Q&A

公益法人税制

 

5.実費弁償による事務処理の受託


 国策による基礎研究・調査・技術の保存等を目的としている特例財団法人で、その運営原資を国からの受託収入と金融資産収益に依存しています。

 

 国からの受託収入は実費相当が入金されているため、いわゆる実費弁償の届出を5年ごとに課税当局に提出・承認を受けることによって、現在、法人税の申告が必要とされていません。

 

 この特例財団法人が、非営利型一般財団法人へ移行することを考えています。

 

① 非営利型一般法人は、金融資産収益への源泉徴収所得税が発生しますが、この源泉所得税について、還付申告を行うことができるでしょうか。

② 還付申告を行う場合の申告対象ですが、「実費弁償の届出」は温存され、金融資産収益のみを申告することはできるでしょうか。

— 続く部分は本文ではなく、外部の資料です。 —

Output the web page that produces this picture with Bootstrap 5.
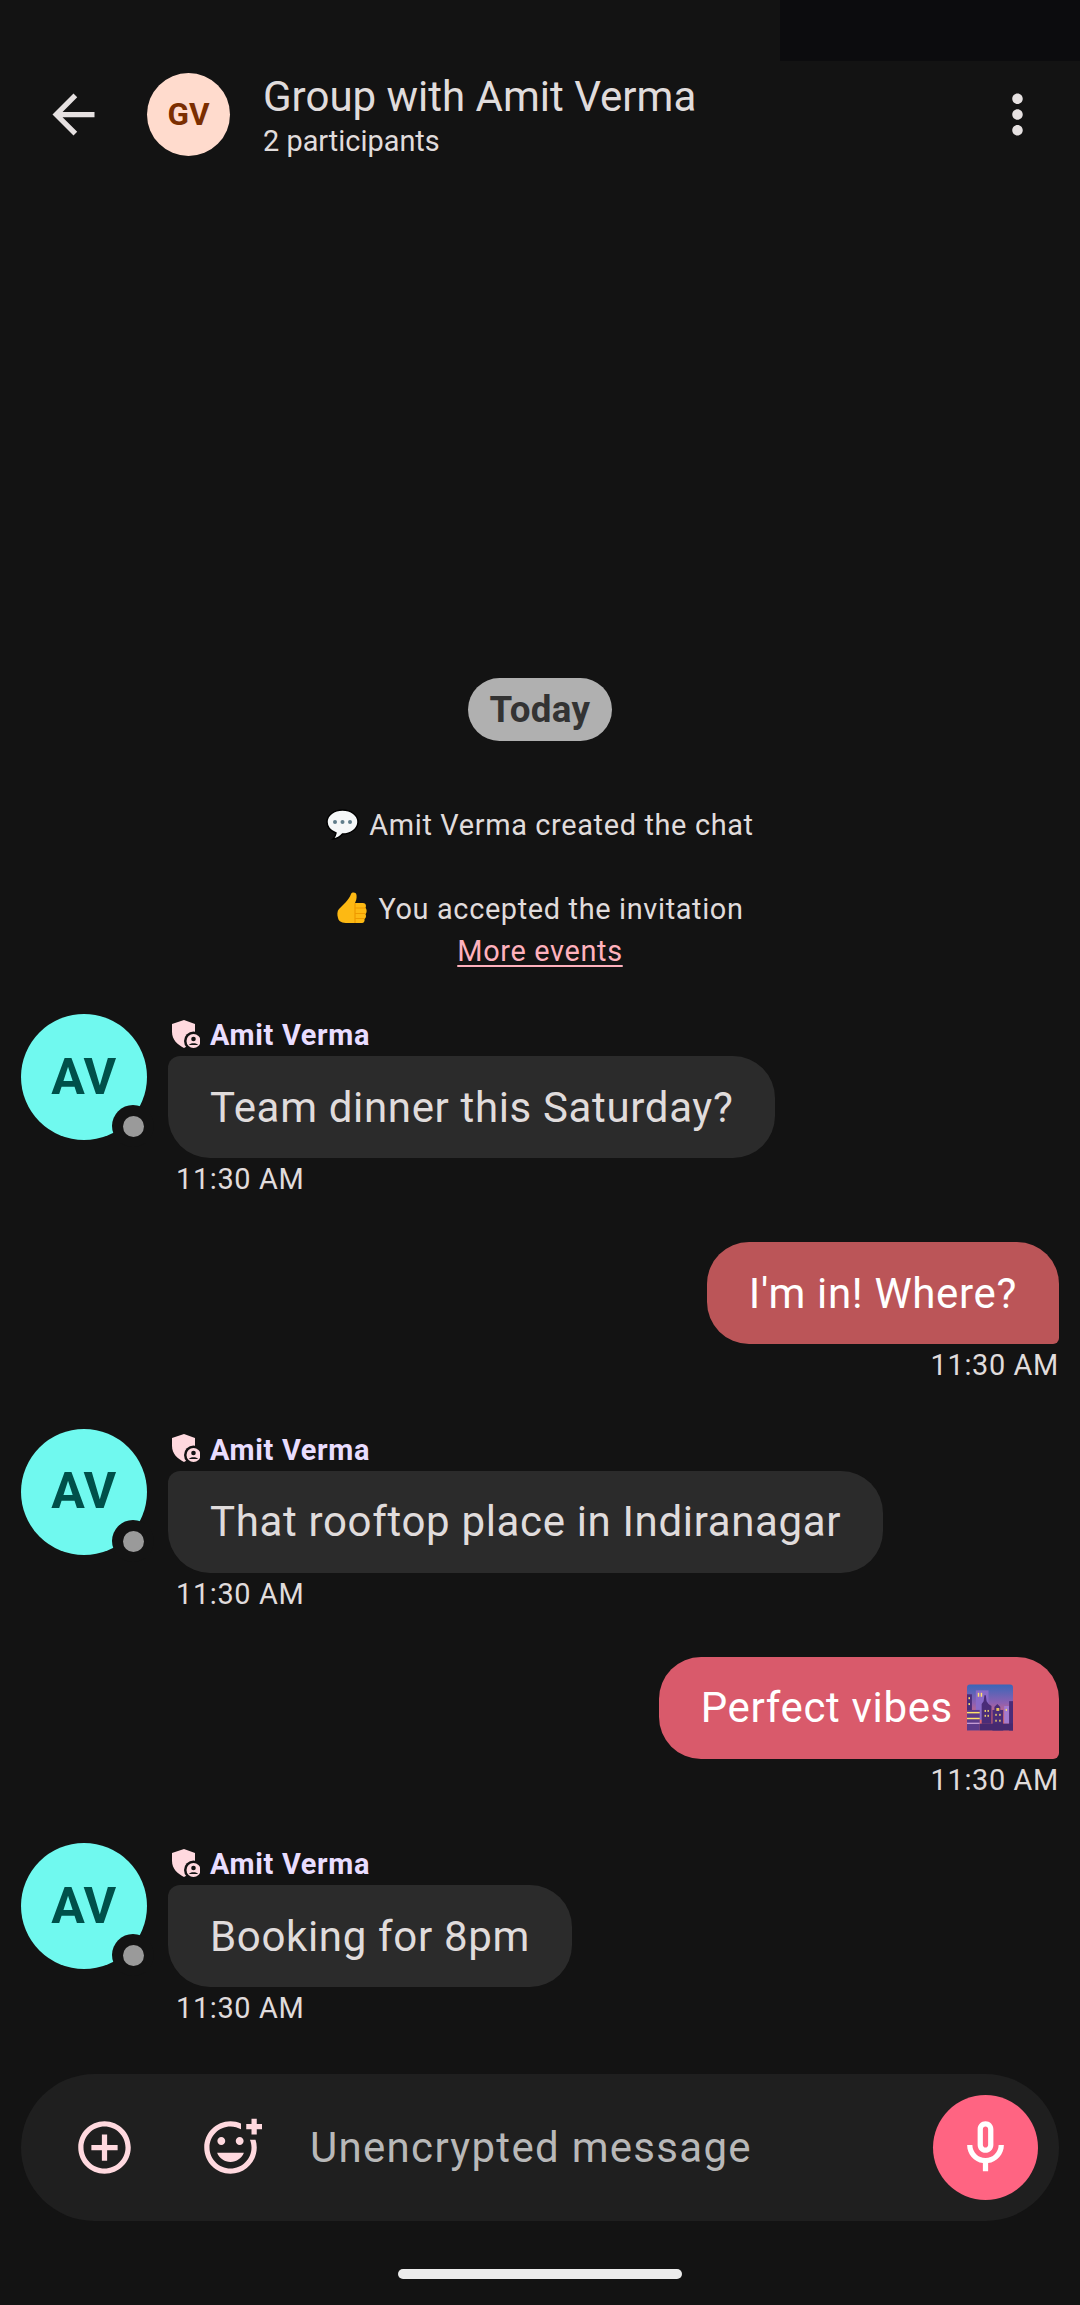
<!DOCTYPE html>
<html lang="en"><head><meta charset="utf-8"><title>Group with Amit Verma</title>
<link href="https://cdn.jsdelivr.net/npm/bootstrap@5.3.0/dist/css/bootstrap.min.css" rel="stylesheet">
<style>
html,body{margin:0;background:#131313}
body{font-family:Roboto,"Liberation Sans",sans-serif;color:#e6e1e1}
.screen{width:1080px;height:2305px;background:#131313;overflow:hidden}
.status-patch{position:absolute;top:0;right:0;width:300px;height:61px;background:#0c0c0e}
.top-head{height:83px;margin-top:73px;padding-left:42px;padding-right:31px}
.ico{width:63px;height:63px;flex:none;fill:currentColor}
.head-av{width:83px;height:83px;background:#ffdbcd;color:#7b2e00;font-size:31.5px;font-weight:700;margin-left:42px;margin-right:33px;flex:none}
.head-title{font-size:42px;line-height:50px;color:#e0dcdc;padding-top:3px}
.head-sub{font-size:28.9px;line-height:38px;color:#e0dcdc}
.feed{padding:0 21px}
.day-pill{width:144px;height:63px;background:#b0b0b0;color:#333;font-size:36.75px;font-weight:700;letter-spacing:.35px}
.event-line{font-size:28.9px;line-height:40px;letter-spacing:.65px;color:#e0dcdc}
.gap-a{margin-top:64px}
.gap-b{margin-top:44px}
.more-link{font-size:28.9px;line-height:40px;letter-spacing:.65px;color:#ffb1bd;text-decoration:underline;text-underline-offset:4px;margin-top:2px}
.emo{display:inline-block;vertical-align:-6px;margin-right:10px}
.av-wrap{width:126px;height:126px;flex:none;margin-right:21px}
.av-face{width:126px;height:126px;background:#70f9ef;color:#00504a;font-size:50px;font-weight:700;letter-spacing:.5px}
.av-dot{position:absolute;left:91px;top:91px;width:42px;height:42px;background:#131313;border-radius:50%}
.av-dot::after{content:"";position:absolute;left:11px;top:11px;width:21px;height:21px;border-radius:50%;background:#9a9a9a}
.who{height:42px;padding-top:2px;font-size:28.9px;font-weight:700;color:#e9ddff;letter-spacing:.66px;margin-left:4px}
.who svg{width:28px;height:28px;margin-right:10px;margin-top:-5px}
.bub{height:102px;font-size:42px;letter-spacing:.66px;padding:0 42px;border-radius:42px;white-space:nowrap}
.bub-in{background:#2b2b2b;color:#e0dcdc;border-top-left-radius:12px}
.bub-out{color:#fff;border-bottom-right-radius:6px}
.tone-a{background:#bb5558}
.tone-b{background:#d95a6b}
.city-emo{margin-left:3px;margin-right:4px}
.stamp{font-size:28.9px;line-height:32px;letter-spacing:.65px;color:#e0dcdc;margin-top:5px}
.stamp-l{padding-left:8px}
.row-first{margin-top:43px}
.row-next{margin-top:47.25px}
.composer{margin:50px 21px 0;height:147px;background:#1f1f1f;border-radius:74px;padding-left:52px;padding-right:21px}
.composer .ico{color:#ffd9df}
.composer .mic-btn .ico{color:#fff}
.ico-gap{margin-left:63px}
.ph{font-size:42px;letter-spacing:1.3px;color:#b8b8b8;margin-left:48px}
.mic-btn{width:105px;height:105px;background:#ff6482;flex:none}
.home-bar{width:284px;height:10px;background:#ececec;border-radius:5px;margin:48px auto 26px}
</style></head><body>
<div class="screen position-relative d-flex flex-column">
<div class="status-patch"></div>
<div class="top-head d-flex align-items-center">
<svg class="ico" viewBox="0 0 24 24"><path d="M20 11H7.83l5.59-5.59L12 4l-8 8 8 8 1.41-1.41L7.83 13H20v-2z"/></svg>
<div class="head-av rounded-circle d-flex align-items-center justify-content-center">GV</div>
<div class="flex-grow-1"><div class="head-title">Group with Amit Verma</div><div class="head-sub">2 participants</div></div>
<svg class="ico" viewBox="0 0 24 24"><path d="M12 8c1.1 0 2-.9 2-2s-.9-2-2-2-2 .9-2 2 .9 2 2 2zm0 2c-1.1 0-2 .9-2 2s.9 2 2 2 2-.9 2-2-.9-2-2-2zm0 6c-1.1 0-2 .9-2 2s.9 2 2 2 2-.9 2-2-.9-2-2-2z"/></svg>
</div>
<div class="feed flex-grow-1 d-flex flex-column justify-content-end">
<div class="text-center d-flex flex-column align-items-center">
<div class="day-pill rounded-pill d-flex align-items-center justify-content-center">Today</div>
<div class="event-line gap-a"><svg class="emo" width="33" height="32" viewBox="0 0 33 32"><path d="M16.5 1C8 1 1 6.3 1 13c0 5 3.8 9 9 11-.3 2.500-1.500 4.500-3 6 4-.4 7.500-2.500 9.500-5 8.500 0 15.500-5.300 15.500-12S25 1 16.500 1z" fill="#f5f7f8" stroke="#000" stroke-width="1.500"/><circle cx="9" cy="13" r="2" fill="#607d8b"/><circle cx="16.500" cy="13" r="2" fill="#607d8b"/><circle cx="24" cy="13" r="2" fill="#607d8b"/></svg>Amit Verma created the chat</div>
<div class="event-line gap-b"><svg class="emo" width="32" height="33" viewBox="0 0 32 33"><path d="M3 17C7 13 13 8 15 2C16 0 20 0 20.500 3C21 6 20 9 19 11L27 11C30 11 30.500 14 29.500 16C31 17 31 21 29.500 22C30.500 24 30 26 28.500 27C29 29 28 31 26 31L13 31C9 31 3 31 2 26C1 23 1 19 3 17z" fill="#fdb913"/><path d="M19 16h10M19 21.500h10M19 26.500h9M19 11v20" stroke="#ef9a00" stroke-width="1.200" fill="none"/></svg>You accepted the invitation</div>
<div class="more-link">More events</div>
</div>
<div class="d-flex row-first">
<div class="av-wrap position-relative"><div class="av-face rounded-circle d-flex align-items-center justify-content-center">AV</div><span class="av-dot"></span></div>
<div><div class="who d-flex align-items-center"><svg viewBox="0 0 28 28"><path d="M12 0L23 4V12C23 19 18 25 12 28C6 25 0 20 0 12V4z" fill="#ffd9df"/><circle cx="21.500" cy="21" r="9.500" fill="#131313"/><circle cx="21.500" cy="21" r="7" fill="#ffd9df"/><circle cx="21.500" cy="19" r="2.300" fill="#131313"/><path d="M17 25c1-2.500 8-2.500 9 0z" fill="#131313"/></svg>Amit Verma</div>
<div class="bub bub-in d-inline-flex align-items-center">Team dinner this Saturday?</div><div class="stamp stamp-l">11:30 AM</div></div>
</div>
<div class="d-flex flex-column align-items-end row-next">
<div class="bub bub-out tone-a d-flex align-items-center">I'm in! Where?</div><div class="stamp">11:30 AM</div></div>
<div class="d-flex row-next">
<div class="av-wrap position-relative"><div class="av-face rounded-circle d-flex align-items-center justify-content-center">AV</div><span class="av-dot"></span></div>
<div><div class="who d-flex align-items-center"><svg viewBox="0 0 28 28"><path d="M12 0L23 4V12C23 19 18 25 12 28C6 25 0 20 0 12V4z" fill="#ffd9df"/><circle cx="21.500" cy="21" r="9.500" fill="#131313"/><circle cx="21.500" cy="21" r="7" fill="#ffd9df"/><circle cx="21.500" cy="19" r="2.300" fill="#131313"/><path d="M17 25c1-2.500 8-2.500 9 0z" fill="#131313"/></svg>Amit Verma</div>
<div class="bub bub-in d-inline-flex align-items-center">That rooftop place in Indiranagar</div><div class="stamp stamp-l">11:30 AM</div></div>
</div>
<div class="d-flex flex-column align-items-end row-next">
<div class="bub bub-out tone-b d-flex align-items-center">Perfect vibes&nbsp;<svg class="city-emo" width="46" height="47" viewBox="0 0 47 47"><defs><linearGradient id="sky" x1="0" y1="0" x2="0" y2="1"><stop offset="0" stop-color="#3a66b8"/><stop offset=".4" stop-color="#8c60b2"/><stop offset=".72" stop-color="#e26a72"/></linearGradient></defs><rect width="47" height="47" rx="3" fill="url(#sky)"/><rect x="9" y="6" width="13" height="30" fill="#8a6ac8"/><rect x="11" y="8.500" width="1.500" height="4" fill="#ffe36a"/><rect x="14" y="8.500" width="1.500" height="4" fill="#ffe36a"/><path d="M15 40V20l2-3 .8-6h1.400l.8 6 2 3 3 2v18z" fill="#4a2c78"/><rect x="0" y="10" width="5" height="18" fill="#4a2c78"/><rect x="1.500" y="13" width="1.500" height="2" fill="#ffe36a"/><rect x="1.500" y="19" width="1.500" height="2" fill="#ffe36a"/><rect x="0" y="26" width="13" height="21" fill="#5c3a8a"/><rect x="0" y="28" width="13" height="1.500" fill="#ffe36a"/><rect x="0" y="34" width="13" height="1.500" fill="#ffe36a"/><rect x="0" y="39" width="13" height="1.300" fill="#c9a0d8"/><rect x="26" y="26" width="11" height="21" fill="#4a2c78"/><path d="M28 26v-3l3-3 3 3v3z" fill="#4a2c78"/><rect x="30" y="24" width="3" height="3" fill="#e8c060"/><rect x="38" y="22" width="5" height="18" fill="#a27ad0"/><rect x="39.500" y="25" width="1.300" height="2" fill="#ffe36a"/><rect x="43" y="17" width="4" height="30" fill="#4a2c78"/><rect x="13" y="40" width="34" height="7" fill="#46296f"/><rect x="18" y="26" width="1.300" height="2" fill="#ffe36a"/><rect x="21" y="26" width="1.300" height="2" fill="#ffe36a"/><rect x="18" y="31" width="1.300" height="2" fill="#ffe36a"/><rect x="21" y="31" width="1.300" height="2" fill="#ffe36a"/><rect x="29" y="30" width="1.300" height="2" fill="#ffe36a"/><rect x="33" y="30" width="1.300" height="2" fill="#ffe36a"/><rect x="29" y="36" width="1.300" height="2" fill="#ffe36a"/><rect x="33" y="36" width="1.300" height="2" fill="#ffe36a"/></svg></div><div class="stamp">11:30 AM</div></div>
<div class="d-flex row-next">
<div class="av-wrap position-relative"><div class="av-face rounded-circle d-flex align-items-center justify-content-center">AV</div><span class="av-dot"></span></div>
<div><div class="who d-flex align-items-center"><svg viewBox="0 0 28 28"><path d="M12 0L23 4V12C23 19 18 25 12 28C6 25 0 20 0 12V4z" fill="#ffd9df"/><circle cx="21.500" cy="21" r="9.500" fill="#131313"/><circle cx="21.500" cy="21" r="7" fill="#ffd9df"/><circle cx="21.500" cy="19" r="2.300" fill="#131313"/><path d="M17 25c1-2.500 8-2.500 9 0z" fill="#131313"/></svg>Amit Verma</div>
<div class="bub bub-in d-inline-flex align-items-center">Booking for 8pm</div><div class="stamp stamp-l">11:30 AM</div></div>
</div>
</div>
<div class="composer d-flex align-items-center">
<svg class="ico" viewBox="0 0 24 24"><path d="M13 7h-2v4H7v2h4v4h2v-4h4v-2h-4V7zm-1-5C6.480 2 2 6.480 2 12s4.480 10 10 10 10-4.480 10-10S17.520 2 12 2zm0 18c-4.410 0-8-3.590-8-8s3.590-8 8-8 8 3.590 8 8-3.590 8-8 8z"/></svg>
<svg class="ico ico-gap" viewBox="0 0 24 24"><path d="M7,9.5C7,8.67,7.67,8,8.5,8S10,8.67,10,9.5c0,0.83-0.67,1.5-1.5,1.5S7,10.33,7,9.5z M12,17.5c2.33,0,4.31-1.46,5.11-3.5 H6.89C7.69,16.04,9.67,17.5,12,17.5z M15.5,11c0.83,0,1.5-0.67,1.5-1.5C17,8.67,16.33,8,15.5,8S14,8.67,14,9.5 C14,10.33,14.67,11,15.5,11z M22,1h-2v2h-2v2h2v2h2V5h2V3h-2V1z M20,12c0,4.42-3.58,8-8,8s-8-3.58-8-8c0-4.42,3.58-8,8-8 c1.46,0,2.82,0.4,4,1.08V2.84C14.77,2.3,13.42,2,11.99,2C6.47,2,2,6.48,2,12c0,5.52,4.47,10,9.99,10C17.52,22,22,17.52,22,12 c0-1.05-0.17-2.05-0.47-3h-2.13C19.78,9.93,20,10.94,20,12z"/></svg>
<div class="ph flex-grow-1">Unencrypted message</div>
<div class="mic-btn rounded-circle d-flex align-items-center justify-content-center"><svg class="ico" viewBox="0 0 24 24"><path d="M12 14c1.660 0 3-1.340 3-3V5c0-1.660-1.340-3-3-3S9 3.340 9 5v6c0 1.660 1.340 3 3 3zm-1-9c0-.55.45-1 1-1s1 .45 1 1v6c0 .55-.45 1-1 1s-1-.45-1-1V5zm6 6c0 2.760-2.240 5-5 5s-5-2.240-5-5H5c0 3.530 2.610 6.430 6 6.920V21h2v-3.080c3.390-.49 6-3.390 6-6.920h-2z"/></svg></div>
</div>
<div class="home-bar"></div>
</div>
<script src="https://cdn.jsdelivr.net/npm/bootstrap@5.3.0/dist/js/bootstrap.bundle.min.js"></script>
</body></html>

③ 実費弁済の届出を行っている業務以外の、「その他の収益業務」を開始した場合に、事業ごとに「実費弁償の届出」と併用することができるでしょうか。

①・②について

 非営利型法人については、法人税法上、公益法人等(別表2)とされており、収益事業を行う場合に限り課税を行うこととされていますが、所得税法においては、公共法人等(別表第1)とはされておらず、その受け取る利子・配当等については、所得税を課すこととされてます(所法174)。

 

 法人が受ける利子・配当等について課された所得税額については、法人税の確定申告に際して法人税額から控除することができますが(法法68①)、収益事業課税とされる非営利型法人が、この税額控除の適用を受けることができるのは、その利子・配当等が収益事業に属する場合に限られます。

 

 ご照会の非営利型法人については、その行う収益事業について、実費弁償による事務処理の受託等として税務署長(又は国税局長)の確認を受けているとのことですが、この取扱いは、確認を受けた場合にはその確認を受けた期間についてその業務を収益事業としては取り扱わず確定申告を不要する、というものです。

 

 既に確認させて頂いたとおり、金融資産収益については、収益事業の付随事業となる場合にのみ課税対象とされ(法令5①、法基通15-1-6(5))、それ以外の場合には法人税の課税対象とはされておらず、また、上記のとおり、実費弁償の確認を受けた業務については、収益事業として取り扱わないこととされていることからすると、ご質問の利子・配当等については控除を行うことはできない、ということになると考えます。

 

 なお、「金融資産収益のみを申告すること」が可能かとのご質問ですが、これに関しては、「金融資産収益」の内容等が分かりませんので、的確な回答を差し上げることはできません。「金融資産収益」の内容等を詳細に確認し、質問4-①・②に対する回答を参考に、検討を深めて頂ければ幸いです。

 

 そして、その結果を踏まえて、可能ということになれば、まず、上記の確認の内容の変更の手続を行うことが必要となると考えます。

 

③について

 実費弁償の届出をし、確認を受けている業務は、収益事業として取り扱わないこととされていますので、確認を受けている期間中で、その業務の状況に変更がないのであれば、新たに開始した「その他の収益業務」のみを法人税の課税対象とすることになるものと考えます。

 

 なお、新たに開始した「その他の収益事業」と「実費弁償の確認」を受けている事業とは、区分経理することが必要(法令6)となりますので、ご留意下さい。